Wingo: Touring. We’re definitely going to go hit the road and promote. Every album, the promoting process is the same. The only thing different is how the music industry has changed with the Internet. We definitely have to make a big Internet presence but it is still the same formula: get out and hug and kiss the babies, make sure you get out to the radio stations and let them know that your still here, you got new music coming and the whole nine. Go out and meet with the program director, and hotel parties; the same old thing.

What’s your relationship with Jermaine Dupri like now?

Brandon: We’re cool. We don’t talk much. I haven’t seen him in a while but I have no animosity towards JD. There was a point when I was kind of angry with him but I know everyone does what they think they have to do and if that doesn’t necessarily cover everyone under the umbrella sometimes you have to make those decisions. As a grown man I understand that. I wish we always had the kind of relationship that we had had. I didn’t want to give up the music we made when we had such good chemistry.

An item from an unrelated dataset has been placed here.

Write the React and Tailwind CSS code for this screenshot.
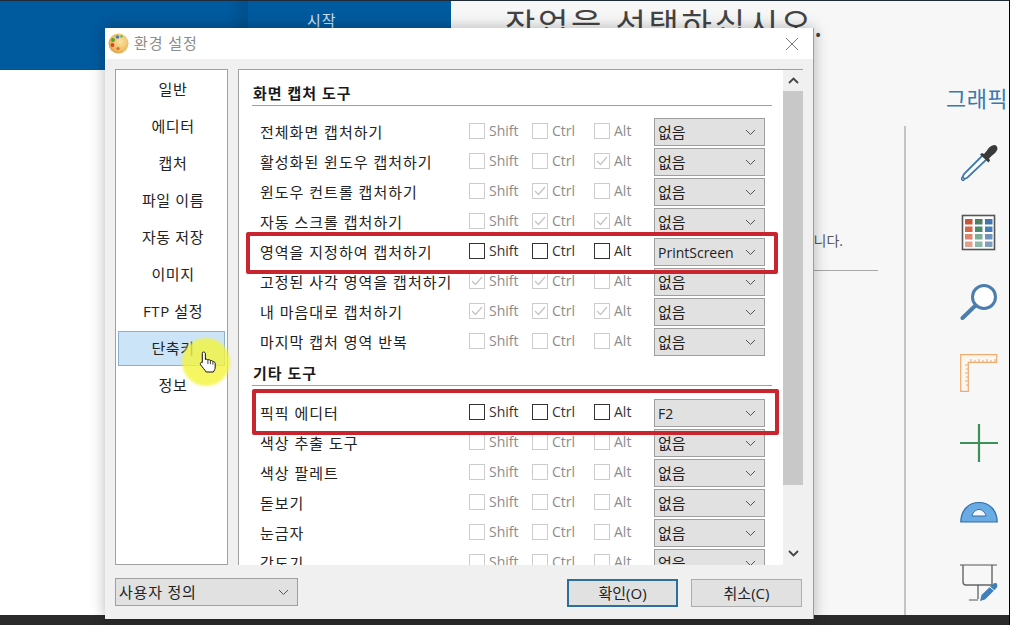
import React from "react";

const Chevron = ({ className = "", heavy = false }) => (
  <svg width="11" height="7" viewBox="0 0 11 7" className={className} fill="none" stroke={heavy ? "#444" : "#555"} strokeWidth={heavy ? 1.8 : 1}>
    <path d="M1 1l4.5 4.5L10 1" />
  </svg>
);

const Check = ({ on, enabled }) => (
  <span className={`w-[16px] h-[16px] border shrink-0 flex items-center justify-center bg-white ${enabled ? "border-[#333333]" : "border-[#cccccc]"}`}>
    {on ? (
      <svg width="12" height="10" viewBox="0 0 12 10" fill="none" stroke="#c4c4c4" strokeWidth="1.2">
        <path d="M1 5l3.5 3.5L11 1" />
      </svg>
    ) : null}
  </span>
);

const KeyCheck = ({ label, on, enabled, width }) => (
  <div className={`flex items-center gap-[4px] mb-[3px] shrink-0 ${width} ${enabled ? "text-[#333333]" : "text-[#8c8c8c]"}`}>
    <Check on={on} enabled={enabled} />
    <span className="text-[14px] leading-none">{label}</span>
  </div>
);

const Combo = ({ value, className = "", textClass = "text-[15px]" }) => (
  <div className={`h-[28px] border border-[#9f9f9f] bg-[#e1e1e1] flex items-center justify-between pl-[3px] pr-[8px] text-[#222222] ${textClass} ${className}`}>
    <span>{value}</span>
    <Chevron />
  </div>
);

const Row = ({ label, checks = [0, 0, 0], enabled, value = "없음" }) => (
  <div className="h-[30px] flex items-center pl-[8px] shrink-0">
    <div className="w-[209px] shrink-0 text-[15px] tracking-[1px] text-[#222222] whitespace-nowrap">{label}</div>
    <KeyCheck label="Shift" on={checks[0]} enabled={enabled} width="w-[63px]" />
    <KeyCheck label="Ctrl" on={checks[1]} enabled={enabled} width="w-[62px]" />
    <KeyCheck label="Alt" on={checks[2]} enabled={enabled} width="w-[60px]" />
    <Combo value={value} className="w-[111px] shrink-0" textClass={value === "없음" ? "text-[15px]" : "text-[14px]"} />
  </div>
);

const Heading = ({ children, className = "" }) => (
  <div className={`w-[520px] shrink-0 border-b border-[#a0a0a0] h-[24px] pl-px text-[15px] tracking-[1px] font-bold text-[#1a1a1a] leading-[23px] ${className}`}>
    {children}
  </div>
);

const navItems = ["일반", "에디터", "캡처", "파일 이름", "자동 저장", "이미지", "FTP 설정", "단축키", "정보"];

const Palette = () => (
  <svg width="21" height="21" viewBox="0 0 21 21">
    <defs>
      <radialGradient id="pal" cx="0.6" cy="0.4" r="0.7">
        <stop offset="0" stopColor="#fbe3a4" />
        <stop offset="0.7" stopColor="#edb95c" />
        <stop offset="1" stopColor="#c9913f" />
      </radialGradient>
    </defs>
    <circle cx="10.5" cy="10.5" r="10" fill="url(#pal)" />
    <circle cx="5" cy="7" r="2" fill="#5aa13a" />
    <circle cx="9.5" cy="4" r="1.8" fill="#3f7fc0" />
    <circle cx="4.5" cy="12" r="1.9" fill="#d8452e" />
    <circle cx="10" cy="15.5" r="1.6" fill="#e2673a" />
    <circle cx="13.5" cy="3.5" r="1.2" fill="#6bb04a" />
  </svg>
);

const Eyedropper = () => (
  <svg width="38" height="38" viewBox="0 0 38 38" fill="none">
    <path d="M23 11L4 30l-2 4 1.5 1.5 4-2L27 15z" fill="#fff" stroke="#3f7cae" strokeWidth="1.8" />
    <circle cx="3" cy="35" r="1.6" fill="#7fb0d6" stroke="#2d6da3" />
    <path d="M20 10.5l2-1.5 2 1 3-3.5C28 4 31 1.5 34 1c2.5 0 3.5 2 3.5 4-.5 2.5-3.5 5-5.5 6.5L29 14.5l1 2-1.5 2z" fill="#3a3a3a" />
  </svg>
);

const ColorTable = () => {
  const rows = [
    ["#c8553a", "#4e7f66", "#4274ad"],
    ["#d2674c", "#4f8a70", "#4a7db6"],
    ["#dc8670", "#7aae98", "#6f95bb"],
    ["#e49f8c", "#8db9a8", "#7f9fbf"],
  ];
  return (
    <svg width="38" height="38" viewBox="0 0 38 38">
      <rect x="2.500" y="1.500" width="32" height="34" fill="#fff" stroke="#555" strokeWidth="1.6" />
      {rows.map((r, i) =>
        r.map((c, j) => <rect key={`${i}-${j}`} x={5 + j * 10} y={5 + i * 7.5} width="7.5" height="5.5" fill={c} />)
      )}
    </svg>
  );
};

const Magnifier = () => (
  <svg width="38" height="38" viewBox="0 0 38 38" fill="none">
    <circle cx="24" cy="13" r="11.5" fill="#fff" stroke="#4a7eae" strokeWidth="3" />
    <path d="M15.500 21.500L2.500 34" stroke="#4a7eae" strokeWidth="4" strokeLinecap="round" />
  </svg>
);

const Ruler = () => (
  <svg width="38" height="38" viewBox="0 0 38 38" fill="none" stroke="#efab70" strokeWidth="1.2">
    <path d="M.7.7h36v7.600H8.300v29H.7z" fill="#fdf6ee" />
    <path d="M11 8v-3M15 8v-2M19 8v-3M23 8v-2M27 8v-3M31 8v-2M35 8v-3M8 11H5M8 15H6M8 19H5M8 23H6M8 27H5M8 31H6" stroke="#d9a67c" strokeWidth=".9" />
  </svg>
);

const Plus = () => (
  <svg width="38" height="38" viewBox="0 0 38 38" stroke="#3f8f58" strokeWidth="2.2">
    <path d="M19 0v38M0 19h38" />
  </svg>
);

const Protractor = () => (
  <svg width="38" height="38" viewBox="0 0 38 38">
    <path d="M.8 28C.8 16 9 8.500 19 8.500S37.200 16 37.200 28z" fill="#69abe2" stroke="#2f6ea8" strokeWidth="1.2" />
    <path d="M12 22c1-4 4-6.500 7-6.500s6 2.500 7 6.500z" fill="#f7f7f7" stroke="#2f6ea8" strokeWidth="1" />
  </svg>
);

const Projector = () => (
  <svg width="38" height="38" viewBox="0 0 38 38" fill="none">
    <path d="M0 1h37" stroke="#555" strokeWidth="1.2" />
    <path d="M3 1v17c0 2 1 3 3 3h26V1" stroke="#666" strokeWidth="1.4" />
    <path d="M18 21v14M9 36h9" stroke="#555" strokeWidth="1.2" />
    <path d="M20 37l1.500-6L33 20c1.500-1.500 3.500-1 4 0s.5 2.500-.5 4L25 35.500z" fill="#3f7fbc" />
    <path d="M30 23l4 3.500" stroke="#fff" strokeWidth="1" />
  </svg>
);

const Hand = () => (
  <svg width="18" height="23" viewBox="0 0 18 23" fill="#fff" stroke="#111" strokeWidth="1" strokeLinejoin="round">
    <path d="M4.500 1C5.600 1 6.400 1.800 6.400 2.800V8.600C7 8 8.300 8 8.900 8.900 9.600 8.400 11 8.600 11.400 9.600 12.100 9.200 13.500 9.500 13.900 10.600 14.700 10.400 16 11 16.200 12.200V16C16.200 18 15.300 19.500 14.300 21H7.200C6 19 3.200 16.200 1.500 13.500 .8 12.200 2.100 10.700 3.300 11.600V2.800C3 1.800 3.600 1 4.500 1z" />
    <path d="M8.900 9v4M11.400 9.700v3.500M13.900 10.700v3" fill="none" strokeWidth=".8" />
  </svg>
);

export default function App() {
  return (
    <div className="relative w-[1010px] h-[625px] overflow-hidden flex flex-col bg-[#f7f7f7] border-t border-r border-t-[#1c2b3a] border-r-black font-['Open_Sans','Noto_Sans_CJK_KR',sans-serif]">
      <div className="flex flex-1 min-h-0">
        {/* Background left */}
        <div className="w-[451px] shrink-0 flex flex-col bg-white">
          <div className="h-[69px] bg-[#005a9e] flex">
            <div className="w-[248px] bg-gradient-to-r from-[#005a9e] from-[92%] to-[#004f8b]" />
            <div className="flex-1 pl-[59px] pt-[8px] text-[15px] tracking-[1px] text-[#cfe0ee]">시작</div>
          </div>
        </div>
        {/* Background middle */}
        <div className="w-[453px] shrink-0 flex flex-col pl-[49px] text-[#444444]">
          <div className="h-[69px] pl-[5px] text-[33px] tracking-[2.7px] leading-[48px] whitespace-nowrap">작업을 선택하십시오.</div>
          <div className="mt-[160px] w-[378px] h-[41px] border-b border-[#a8a8a8] pr-[35px] text-right text-[14px] text-[#555555]">합니다.</div>
        </div>
        {/* Background right rail */}
        <div className="flex-1 flex flex-col">
          <div className="h-[125px] pl-[42px] pt-[82px] text-[22px] tracking-[0.4px] leading-[30px] text-[#3b78b0] whitespace-nowrap">그래픽</div>
          <div className="flex-1 border-l-2 border-[#c4c4c4] pl-[54px] pt-[18px] flex flex-col gap-[32px]">
            <Eyedropper />
            <ColorTable />
            <Magnifier />
            <Ruler />
            <Plus />
            <Protractor />
            <Projector />
          </div>
        </div>
      </div>
      <div className="h-[10px] shrink-0 bg-[#2b2b2b]" />

      {/* Dialog window */}
      <div className="absolute left-[105px] top-[27px] w-[709px] h-[591px] flex flex-col bg-[#f0f0f0] border-r border-[#9c9c9c] shadow-[0_0_14px_rgba(0,0,0,0.28)]">
        <div className="h-[31px] shrink-0 bg-white flex items-center pl-[3px] pr-[14px]">
          <Palette />
          <span className="ml-[5px] text-[15px] tracking-[0.9px] text-[#8c8c8c]">환경 설정</span>
          <svg width="14" height="14" viewBox="0 0 14 14" className="ml-auto" stroke="#777" strokeWidth="1" fill="none">
            <path d="M1 1l12 12M13 1L1 13" />
          </svg>
        </div>
        <div className="flex gap-[10px] px-[10px] pt-[10px]">
          <div className="w-[113px] h-[496px] shrink-0 bg-white border border-[#a0a0a0] pt-px px-[2px]">
            {navItems.map((n) => (
              <div key={n} className="h-[37px] py-px">
                <div
                  className={`h-[35px] pl-[3px] flex items-center justify-center text-[15px] tracking-[0.6px] text-[#222222] border ${
                    n === "단축키" ? "bg-[#cce4f7] border-[#8fb0cc]" : "border-transparent"
                  }`}
                >
                  {n}
                </div>
              </div>
            ))}
          </div>
          <div className="w-[565px] h-[496px] shrink-0 bg-white border-l border-t border-[#a0a0a0] flex overflow-hidden">
            <div className="w-[544px] pl-[13px] pt-[12px] flex flex-col shrink-0">
              <Heading>화면 캡처 도구</Heading>
              <div className="h-[11px] shrink-0" />
              <Row label="전체화면 캡처하기" />
              <Row label="활성화된 윈도우 캡처하기" checks={[0, 0, 1]} />
              <Row label="윈도우 컨트롤 캡처하기" checks={[0, 1, 0]} />
              <Row label="자동 스크롤 캡처하기" checks={[0, 1, 1]} />
              <Row label="영역을 지정하여 캡처하기" enabled value="PrintScreen" />
              <Row label="고정된 사각 영역을 캡처하기" checks={[1, 1, 0]} />
              <Row label="내 마음대로 캡처하기" checks={[1, 1, 1]} />
              <Row label="마지막 캡처 영역 반복" />
              <Heading className="mt-[5px]">기타 도구</Heading>
              <div className="h-[12px] shrink-0" />
              <Row label="픽픽 에디터" enabled value="F2" />
              <Row label="색상 추출 도구" />
              <Row label="색상 팔레트" />
              <Row label="돋보기" />
              <Row label="눈금자" />
              <Row label="각도기" />
            </div>
            <div className="w-[20px] shrink-0 flex flex-col bg-[#f0f0f0]">
              <div className="h-[21px] bg-[#f0f0f0] flex items-center justify-center">
                <Chevron heavy className="rotate-180" />
              </div>
              <div className="h-[394px] bg-[#c8c8c8]" />
              <div className="flex-1" />
              <div className="h-[24px] flex items-center justify-center">
                <Chevron heavy />
              </div>
            </div>
          </div>
        </div>
        <div className="flex items-start pl-[10px] pr-[11px] pt-[13px]">
          <Combo value="사용자 정의" className="w-[183px]" textClass="text-[15px] tracking-[0.8px]" />
          <button className="ml-auto mt-px w-[111px] h-[28px] border-2 border-[#2b6f9e] bg-[#e1e1e1] text-[15px] text-[#222222]">확인(O)</button>
          <button className="ml-[13px] mt-px w-[111px] h-[28px] border border-[#adadad] bg-[#e1e1e1] text-[15px] text-[#222222]">취소(C)</button>
        </div>
      </div>

      {/* Annotation overlays */}
      <div className="absolute left-[246px] top-[231px] w-[532px] h-[42px] border-[4px] border-[#c9252f] rounded-[2px]" />
      <div className="absolute left-[252px] top-[388px] w-[527px] h-[46px] border-[4px] border-[#c9252f] rounded-[2px]" />
      <div className="absolute left-[182px] top-[337px] w-[48px] h-[48px] rounded-full bg-[#f4f43c]/80 blur-[1px]" />
      <div className="absolute left-[199px] top-[350px]">
        <Hand />
      </div>
    </div>
  );
}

So how did that relationship change?

Brandon: A lot of people think that the lack of focus that Def Jam put on us was because of the beef that JD was having.  But at the end of the day I just feel like when the situation went bad over there, JD had business with three different buildings.  He lost a little bit for it and he wasn’t willing to fight for some records, like he wasn’t necessarily willing to fight for Jagged Edge’s record.  And he didn’t want to hold us back.  I respect that. Like I said, I felt we should have always been able to do what we were doing.  But at the end of the day I respect his decision.